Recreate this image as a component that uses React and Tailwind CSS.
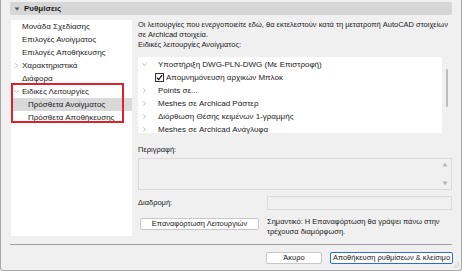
import { ChevronDown, ChevronRight } from 'lucide-react';

const font = { fontFamily: '"Liberation Sans", Arial, sans-serif' };

function TreeRow({ label, level = 0, arrow = null, selected = false }) {
  return (
    <div className={`h-[13px] flex items-center ${selected ? 'bg-[#d9d9d9]' : ''}`}>
      <div className={`${level ? 'w-[16px]' : 'w-[10px]'} shrink-0 flex justify-end pr-[1px]`}>
        {arrow === 'down' && <ChevronDown size={7} strokeWidth={2} className="text-[#8a8a8a]" />}
        {arrow === 'right' && <ChevronRight size={7} strokeWidth={2} className="text-[#8a8a8a]" />}
      </div>
      <span className="pl-[1px] text-[8px] text-[#1a1a1a] whitespace-nowrap">{label}</span>
    </div>
  );
}

function ListRow({ label, arrow = null, check = false }) {
  return (
    <div className="h-[13px] flex items-center">
      <div className="w-[20px] shrink-0 flex justify-start pl-[3px]">
        {arrow === 'down' && <ChevronDown size={7} strokeWidth={2} className="text-[#8a8a8a]" />}
        {arrow === 'right' && <ChevronRight size={7} strokeWidth={2} className="text-[#8a8a8a]" />}
      </div>
      {check && (
        <div className="ml-[-3px] mr-[2px] w-[9px] h-[9px] border border-[#333] bg-white flex items-center justify-center">
          <svg width="7" height="7" viewBox="0 0 8 8">
            <path d="M1 4.2 L3.1 6.3 L7 1.2" fill="none" stroke="#111" strokeWidth="1.4" />
          </svg>
        </div>
      )}
      <span className="text-[8px] text-[#1a1a1a] whitespace-nowrap">{label}</span>
    </div>
  );
}

export default function App() {
  return (
    <div style={font} className="w-[462px] h-[271px] bg-[#f0f0f0] border-x border-b border-[#a8a8a8] rounded-b-[3px] flex flex-col relative overflow-hidden">
      {/* header */}
      <div className="mt-[2px] ml-[9px] mr-[9px] h-[13px] bg-[#d6d6d6] rounded-[2px] flex items-center pl-[4px]">
        <svg width="6" height="6" viewBox="0 0 6 6" className="mr-[4px]"><path d="M0.5 1.5 L5.5 1.5 L3 4.5 Z" fill="#555" /></svg>
        <span className="text-[8px] font-bold text-[#1a1a1a]">Ρυθμίσεις</span>
      </div>

      <div className="flex mt-[5px] ml-[10px] mr-[9px]">
        {/* tree */}
        <div className="w-[121px] h-[216px] bg-white relative shrink-0">
          <TreeRow label="Μονάδα Σχεδίασης" />
          <TreeRow label="Επιλογές Ανοίγματος" />
          <TreeRow label="Επιλογές Αποθήκευσης" />
          <TreeRow label="Χαρακτηριστικά" arrow="right" />
          <TreeRow label="Διάφορα" />
          <TreeRow label="Ειδικές Λειτουργίες" arrow="down" />
          <TreeRow label="Πρόσθετα Ανοίγματος" level={1} selected />
          <TreeRow label="Πρόσθετα Αποθήκευσης" level={1} />
          <div className="absolute left-0 top-[63px] w-[113px] h-[40px] border-2 border-[#e3202a]" />
        </div>

        {/* right column */}
        <div className="flex-1 ml-[6px] flex flex-col">
          <div className="text-[7.5px] leading-[10px] text-[#1a1a1a] whitespace-nowrap">
            <div>Οι λειτουργίες που ενεργοποιείτε εδώ, θα εκτελεστούν κατά τη μετατροπή AutoCAD στοιχείων</div>
            <div>σε Archicad στοιχεία.</div>
            <div>Ειδικές λειτουργίες Ανοίγματος:</div>
          </div>

          <div className="mt-[7px] flex">
            <div className="w-[304px] h-[76px] bg-white pt-[1px]">
              <ListRow label="Υποστήριξη DWG-PLN-DWG (Με Επιστροφή)" arrow="down" />
              <ListRow label="Απομνημόνευση αρχικών Μπλοκ" check />
              <ListRow label="Points σε..." arrow="right" />
              <ListRow label="Meshes σε Archicad Ράστερ" arrow="right" />
              <ListRow label="Διόρθωση Θέσης κειμένων 1-γραμμής" arrow="right" />
              <ListRow label="Meshes σε Archicad Ανάγλυφα" arrow="right" />
            </div>
            <div className="ml-[4px] mt-[12px] w-[2px] h-[38px] bg-[#bdbdbd] rounded-full" />
          </div>

          <div className="mt-[12px] text-[7.5px] leading-[10px] text-[#1a1a1a]">Περιγραφή:</div>
          <div className="mt-[3px] h-[32px] border border-[#dadada] bg-[#f0f0f0] flex justify-end">
            <div className="w-[12px] flex flex-col items-center justify-between py-[3px]">
              <svg width="6" height="5" viewBox="0 0 6 5"><path d="M0.5 4.5 L5.5 4.5 L3 0.5 Z" fill="#b5b5b5" /></svg>
              <svg width="6" height="5" viewBox="0 0 6 5"><path d="M0.5 0.5 L5.5 0.5 L3 4.5 Z" fill="#b5b5b5" /></svg>
            </div>
          </div>

          <div className="mt-[6px] flex items-center h-[14px]">
            <div className="w-[129px] text-[7.5px] text-[#1a1a1a]">Διαδρομή:</div>
            <div className="flex-1 h-[14px] border border-[#dadada] bg-[#f0f0f0]" />
          </div>

          <div className="mt-[8px] flex items-start">
            <div className="ml-[2px] w-[119px] h-[12px] border border-[#c8c8c8] bg-white rounded-[2px] flex items-center justify-center text-[7.5px] text-[#1a1a1a] whitespace-nowrap">
              Επαναφόρτωση Λειτουργιών
            </div>
            <div className="ml-[8px] mt-[-1px] text-[7.5px] leading-[10px] text-[#1a1a1a] whitespace-nowrap">
              <div>Σημαντικό: Η Επαναφόρτωση θα γράψει πάνω στην</div>
              <div>τρέχουσα διαμόρφωση.</div>
            </div>
          </div>
        </div>
      </div>

      {/* separator */}
      <div className="mt-[7px] ml-[9px] mr-[9px] h-px bg-[#a0a0a0]" />

      {/* bottom buttons */}
      <div className="mt-[7px] flex justify-end mr-[8px] gap-[8px]">
        <div className="w-[56px] h-[12px] border border-[#c8c8c8] bg-white rounded-[2px] flex items-center justify-center text-[7.5px] text-[#1a1a1a]">
          Άκυρο
        </div>
        <div className="w-[123px] h-[12px] border border-[#2a6fd6] bg-white rounded-[2px] flex items-center justify-center text-[7.5px] text-[#1a1a1a] whitespace-nowrap">
          Αποθήκευση ρυθμίσεων &amp; κλείσιμο
        </div>
      </div>

      {/* resize grip */}
      <svg width="6" height="6" viewBox="0 0 6 6" className="absolute right-[2px] bottom-[2px]">
        <circle cx="5" cy="1" r="0.6" fill="#b0b0b0" />
        <circle cx="5" cy="3" r="0.6" fill="#b0b0b0" />
        <circle cx="3" cy="3" r="0.6" fill="#b0b0b0" />
        <circle cx="5" cy="5" r="0.6" fill="#b0b0b0" />
        <circle cx="3" cy="5" r="0.6" fill="#b0b0b0" />
        <circle cx="1" cy="5" r="0.6" fill="#b0b0b0" />
      </svg>
    </div>
  );
}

------------------------------------

Transcribe the whole listing exactly. Pictures stay out of your copy.

Recreate this image as a component that uses React and Tailwind CSS.
import { ChevronDown, ChevronRight } from 'lucide-react';

const font = { fontFamily: '"Liberation Sans", Arial, sans-serif' };

function TreeRow({ label, level = 0, arrow = null, selected = false }) {
  return (
    <div className={`h-[13px] flex items-center ${selected ? 'bg-[#d9d9d9]' : ''}`}>
      <div className={`${level ? 'w-[16px]' : 'w-[10px]'} shrink-0 flex justify-end pr-[1px]`}>
        {arrow === 'down' && <ChevronDown size={7} strokeWidth={2} className="text-[#8a8a8a]" />}
        {arrow === 'right' && <ChevronRight size={7} strokeWidth={2} className="text-[#8a8a8a]" />}
      </div>
      <span className="pl-[1px] text-[8px] text-[#1a1a1a] whitespace-nowrap">{label}</span>
    </div>
  );
}

function ListRow({ label, arrow = null, check = false }) {
  return (
    <div className="h-[13px] flex items-center">
      <div className="w-[20px] shrink-0 flex justify-start pl-[3px]">
        {arrow === 'down' && <ChevronDown size={7} strokeWidth={2} className="text-[#8a8a8a]" />}
        {arrow === 'right' && <ChevronRight size={7} strokeWidth={2} className="text-[#8a8a8a]" />}
      </div>
      {check && (
        <div className="ml-[-3px] mr-[2px] w-[9px] h-[9px] border border-[#333] bg-white flex items-center justify-center">
          <svg width="7" height="7" viewBox="0 0 8 8">
            <path d="M1 4.2 L3.1 6.3 L7 1.2" fill="none" stroke="#111" strokeWidth="1.4" />
          </svg>
        </div>
      )}
      <span className="text-[8px] text-[#1a1a1a] whitespace-nowrap">{label}</span>
    </div>
  );
}

export default function App() {
  return (
    <div style={font} className="w-[462px] h-[271px] bg-[#f0f0f0] border-x border-b border-[#a8a8a8] rounded-b-[3px] flex flex-col relative overflow-hidden">
      {/* header */}
      <div className="mt-[2px] ml-[9px] mr-[9px] h-[13px] bg-[#d6d6d6] rounded-[2px] flex items-center pl-[4px]">
        <svg width="6" height="6" viewBox="0 0 6 6" className="mr-[4px]"><path d="M0.5 1.5 L5.5 1.5 L3 4.5 Z" fill="#555" /></svg>
        <span className="text-[8px] font-bold text-[#1a1a1a]">Ρυθμίσεις</span>
      </div>

      <div className="flex mt-[5px] ml-[10px] mr-[9px]">
        {/* tree */}
        <div className="w-[121px] h-[216px] bg-white relative shrink-0">
          <TreeRow label="Μονάδα Σχεδίασης" />
          <TreeRow label="Επιλογές Ανοίγματος" />
          <TreeRow label="Επιλογές Αποθήκευσης" />
          <TreeRow label="Χαρακτηριστικά" arrow="right" />
          <TreeRow label="Διάφορα" />
          <TreeRow label="Ειδικές Λειτουργίες" arrow="down" />
          <TreeRow label="Πρόσθετα Ανοίγματος" level={1} selected />
          <TreeRow label="Πρόσθετα Αποθήκευσης" level={1} />
          <div className="absolute left-0 top-[63px] w-[113px] h-[40px] border-2 border-[#e3202a]" />
        </div>

        {/* right column */}
        <div className="flex-1 ml-[6px] flex flex-col">
          <div className="text-[7.5px] leading-[10px] text-[#1a1a1a] whitespace-nowrap">
            <div>Οι λειτουργίες που ενεργοποιείτε εδώ, θα εκτελεστούν κατά τη μετατροπή AutoCAD στοιχείων</div>
            <div>σε Archicad στοιχεία.</div>
            <div>Ειδικές λειτουργίες Ανοίγματος:</div>
          </div>

          <div className="mt-[7px] flex">
            <div className="w-[304px] h-[76px] bg-white pt-[1px]">
              <ListRow label="Υποστήριξη DWG-PLN-DWG (Με Επιστροφή)" arrow="down" />
              <ListRow label="Απομνημόνευση αρχικών Μπλοκ" check />
              <ListRow label="Points σε..." arrow="right" />
              <ListRow label="Meshes σε Archicad Ράστερ" arrow="right" />
              <ListRow label="Διόρθωση Θέσης κειμένων 1-γραμμής" arrow="right" />
              <ListRow label="Meshes σε Archicad Ανάγλυφα" arrow="right" />
            </div>
            <div className="ml-[4px] mt-[12px] w-[2px] h-[38px] bg-[#bdbdbd] rounded-full" />
          </div>

          <div className="mt-[12px] text-[7.5px] leading-[10px] text-[#1a1a1a]">Περιγραφή:</div>
          <div className="mt-[3px] h-[32px] border border-[#dadada] bg-[#f0f0f0] flex justify-end">
            <div className="w-[12px] flex flex-col items-center justify-between py-[3px]">
              <svg width="6" height="5" viewBox="0 0 6 5"><path d="M0.5 4.5 L5.5 4.5 L3 0.5 Z" fill="#b5b5b5" /></svg>
              <svg width="6" height="5" viewBox="0 0 6 5"><path d="M0.5 0.5 L5.5 0.5 L3 4.5 Z" fill="#b5b5b5" /></svg>
            </div>
          </div>

          <div className="mt-[6px] flex items-center h-[14px]">
            <div className="w-[129px] text-[7.5px] text-[#1a1a1a]">Διαδρομή:</div>
            <div className="flex-1 h-[14px] border border-[#dadada] bg-[#f0f0f0]" />
          </div>

          <div className="mt-[8px] flex items-start">
            <div className="ml-[2px] w-[119px] h-[12px] border border-[#c8c8c8] bg-white rounded-[2px] flex items-center justify-center text-[7.5px] text-[#1a1a1a] whitespace-nowrap">
              Επαναφόρτωση Λειτουργιών
            </div>
            <div className="ml-[8px] mt-[-1px] text-[7.5px] leading-[10px] text-[#1a1a1a] whitespace-nowrap">
              <div>Σημαντικό: Η Επαναφόρτωση θα γράψει πάνω στην</div>
              <div>τρέχουσα διαμόρφωση.</div>
            </div>
          </div>
        </div>
      </div>

      {/* separator */}
      <div className="mt-[7px] ml-[9px] mr-[9px] h-px bg-[#a0a0a0]" />

      {/* bottom buttons */}
      <div className="mt-[7px] flex justify-end mr-[8px] gap-[8px]">
        <div className="w-[56px] h-[12px] border border-[#c8c8c8] bg-white rounded-[2px] flex items-center justify-center text-[7.5px] text-[#1a1a1a]">
          Άκυρο
        </div>
        <div className="w-[123px] h-[12px] border border-[#2a6fd6] bg-white rounded-[2px] flex items-center justify-center text-[7.5px] text-[#1a1a1a] whitespace-nowrap">
          Αποθήκευση ρυθμίσεων &amp; κλείσιμο
        </div>
      </div>

      {/* resize grip */}
      <svg width="6" height="6" viewBox="0 0 6 6" className="absolute right-[2px] bottom-[2px]">
        <circle cx="5" cy="1" r="0.6" fill="#b0b0b0" />
        <circle cx="5" cy="3" r="0.6" fill="#b0b0b0" />
        <circle cx="3" cy="3" r="0.6" fill="#b0b0b0" />
        <circle cx="5" cy="5" r="0.6" fill="#b0b0b0" />
        <circle cx="3" cy="5" r="0.6" fill="#b0b0b0" />
        <circle cx="1" cy="5" r="0.6" fill="#b0b0b0" />
      </svg>
    </div>
  );
}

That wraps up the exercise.